Surrounding the market are many food service companies. A number of the buildings had food related murals.
A little Detroit muscle in the Market.
In nearby Dearborn is the Henry Ford Estate.
When you invent the Model T you can have any house you want. Henry had this nice home on what was once a 1700 acre grounds. Most has been developed into a college, mall and corporate center for Ford.
This home’s styling has kept up better than most of it’s era.
And when you start a car company you need a really stylish 5 car garage.
A brief tour of downtown revealed a number of art pieces. This skyscraper at One Woodward Avenue was designed by Minoru Yamaski. If the design of the windows looks familiar it is because he later designed the original World Trade Center in New York.
The statue is The Passo di Danza (Step of the Dance).
The Spirit of Detroit is a large statue completed in 1958. Today this symbol adorns most of the city of Detroit’s department logos.
A recent addition is a 17′ high statue called ‘Waiting’ . While many like the addition some say the ‘X’ for eyes represent death.
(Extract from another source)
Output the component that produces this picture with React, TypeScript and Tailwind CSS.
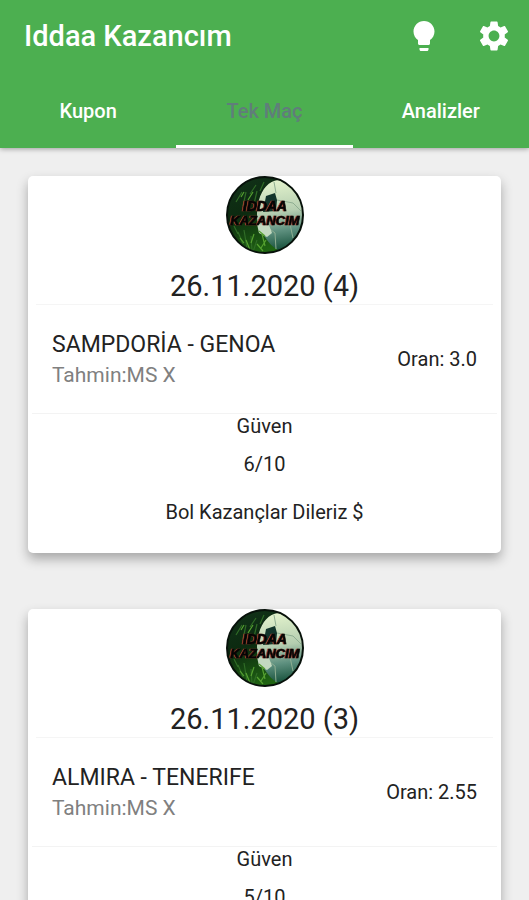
import { useState } from "react";
import { MdSettings } from "react-icons/md";

type Tip = {
  title: string;
  match: string;
  pick: string;
  odds: string;
  trust: string;
};

const tips: Tip[] = [
  { title: "26.11.2020 (4)", match: "SAMPDORİA - GENOA", pick: "Tahmin:MS X", odds: "Oran: 3.0", trust: "6/10" },
  { title: "26.11.2020 (3)", match: "ALMIRA - TENERIFE", pick: "Tahmin:MS X", odds: "Oran: 2.55", trust: "5/10" },
];

const tabs = ["Kupon", "Tek Maç", "Analizler"];

function BulbIcon() {
  return (
    <svg viewBox="0 0 24 24" className="size-9 fill-current" aria-hidden="true">
      <path d="M9 21c0 .55.45 1 1 1h4c.55 0 1-.45 1-1v-1H9v1zm3-19C8.14 2 5 5.14 5 9c0 2.38 1.19 4.47 3 5.74V17c0 .55.45 1 1 1h6c.55 0 1-.45 1-1v-2.26c1.81-1.27 3-3.36 3-5.74 0-3.86-3.14-7-7-7z" />
    </svg>
  );
}

function Logo({ id }: { id: string }) {
  const clip = `${id}-clip`;
  const grass = `${id}-grass`;
  const ball = `${id}-ball`;
  return (
    <svg viewBox="0 0 78 78" className="size-[78px]" role="img" aria-label="Iddaa Kazancım">
      <defs>
        <clipPath id={clip}>
          <circle cx="39" cy="39" r="38" />
        </clipPath>
        <linearGradient id={grass} x1="0" y1="0" x2="0.4" y2="1">
          <stop offset="0" stopColor="#12331a" />
          <stop offset="0.5" stopColor="#0c2a10" />
          <stop offset="1" stopColor="#1f6412" />
        </linearGradient>
        <linearGradient id={ball} x1="0.5" y1="0" x2="0.6" y2="1">
          <stop offset="0" stopColor="#e2f2cc" />
          <stop offset="0.45" stopColor="#b4cdb0" />
          <stop offset="0.7" stopColor="#5f9180" />
          <stop offset="1" stopColor="#0f4a34" />
        </linearGradient>
      </defs>
      <g clipPath={`url(#${clip})`}>
        <rect width="78" height="78" fill={`url(#${grass})`} />
        <g fill="none" stroke="#2f6b26" strokeWidth="1.2">
          <path d="M10 26l6-10M17 30l3-14M24 18l6-9M28 28l3-13M12 56l5 12M18 54l3 18M25 60l1 15M31 64l-4 12M8 50l4 8M34 15l4-9" />
        </g>
        <path
          d="M33 24C36 13 43 5 52 4c12 0 26 14 27 33 1 20-8 34-20 38-8 1-15-6-20-14-6-6-8-13-8-20 0-6 0-11 2-17z"
          fill={`url(#${ball})`}
        />
        <path d="M40 20l9-3 2 7-1 11-13 1 3-16z" fill="#12352b" />
        <path d="M50 17l-2-11M51 24l16 3 8 8M40 50l9 7 1 16M64 48l3 14" fill="none" stroke="#8fae92" strokeWidth="1" />
        <path d="M31 48l12 1 3 8-5 4-8-4z" fill="#c3d9c0" />
        <g fill="none" stroke="#55a030" strokeWidth="1.2">
          <path d="M20 64l4 10M28 58l-3 9M14 62l4 5M31 68l6 7M22 24l5-8M15 21l3-5M36 58l3 12M40 64l-5 8M33 55l6 5" />
        </g>
        <g
          className="[filter:drop-shadow(-1px_0_0_#a8402e)]"
          fontFamily="'Liberation Sans', Arial, sans-serif"
          fontWeight="700"
          fontStyle="italic"
          textAnchor="middle"
          fill="#050505"
          stroke="#050505"
          strokeWidth="0.6"
        >
          <text x="39" y="35" fontSize="14">IDDAA</text>
          <text x="39" y="49" fontSize="13">KAZANCIM</text>
        </g>
      </g>
      <circle cx="39" cy="39" r="38" fill="none" stroke="#07110a" strokeWidth="2" />
    </svg>
  );
}

function TipCard({ tip, id }: { tip: Tip; id: string }) {
  return (
    <article className="flex flex-col rounded-[5px] bg-white pb-[29px] text-center text-xl leading-6 text-[#222] shadow-[0_6px_12px_rgba(0,0,0,0.3)]">
      <div className="flex justify-center">
        <Logo id={id} />
      </div>
      <h2 className="mx-2 border-b border-[#f5f5f5] pt-3.5 text-[29px] leading-9">{tip.title}</h2>
      <div className="mx-1 flex h-[109px] items-center justify-between border-b border-[#f3f3f3] px-5">
        <div className="text-left">
          <h3 className="text-[23px] leading-8">{tip.match}</h3>
          <p className="text-[21px] leading-7 text-[#808080]">{tip.pick}</p>
        </div>
        <p>{tip.odds}</p>
      </div>
      <p>Güven</p>
      <p className="pt-3.5">{tip.trust}</p>
      <p className="pt-6">Bol Kazançlar Dileriz $</p>
    </article>
  );
}

export default function App() {
  const [active, setActive] = useState(1);
  return (
    <div className="flex h-screen flex-col bg-[#efefef] font-['Roboto',sans-serif]">
      <header className="z-10 bg-[#4caf50] text-white shadow-[0_1px_5px_rgba(0,0,0,0.35)]">
        <div className="flex h-[72px] items-center gap-[34px] pr-[17px] pl-6">
          <h1 className="flex-1 text-[29px] leading-9 font-medium">Iddaa Kazancım</h1>
          <button type="button" aria-label="İpuçları">
            <BulbIcon />
          </button>
          <button type="button" aria-label="Ayarlar">
            <MdSettings className="size-9" />
          </button>
        </div>
        <div role="tablist" className="grid grid-cols-3">
          {tabs.map((tab, i) => (
            <button
              key={tab}
              type="button"
              role="tab"
              aria-selected={i === active}
              onClick={() => setActive(i)}
              className={
                i === active
                  ? "h-[76px] border-b-3 border-white pt-1 text-xl font-medium text-[#607d7b]"
                  : "h-[76px] border-b-3 border-transparent pt-1 text-xl font-medium text-white"
              }
            >
              {tab}
            </button>
          ))}
        </div>
      </header>
      <main className="flex min-h-0 flex-1 flex-col gap-14 overflow-y-auto px-7 pt-7 pb-7 [scrollbar-width:none]">
        {tips.map((tip, i) => (
          <TipCard key={tip.title} tip={tip} id={`logo-${i}`} />
        ))}
      </main>
    </div>
  );
}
Detroit is in Wayne County – and the County Building is in a classic Roman Baroque Revival style,, and was completed in 1902.
Cadillac Tower was the first building outside of New York and Chicago to be 40 floors tall when completed in 1927.
Across the street from the Guardian Building is the Buhl Building. Stylish in it’s own right, it pales to its world renown neighbor.
From the 32nd floor of the Guardian Building we had a great view of the surrounding area. This is a view southwest looking at the Ambassador Bridge leading to Canada (on the left), as well as the Rouge Factory in the distance.
The Renaissance Center was built in the 1970s in an effort to revitalize downtown, however it was built across an 8 lane street, along the river, and with huge walls that visually were imposing. Fail.
From our high vantage point we could see out to the vacant Packard factory that we toured the day before.
The Penobscot Building was Detroit’s tallest building from it’s completion in 1928 until the Ren Center was finished in the 1970s.
The building was named after the Penobscot Native American’s in Maine. The exterior motif pays tribute to them.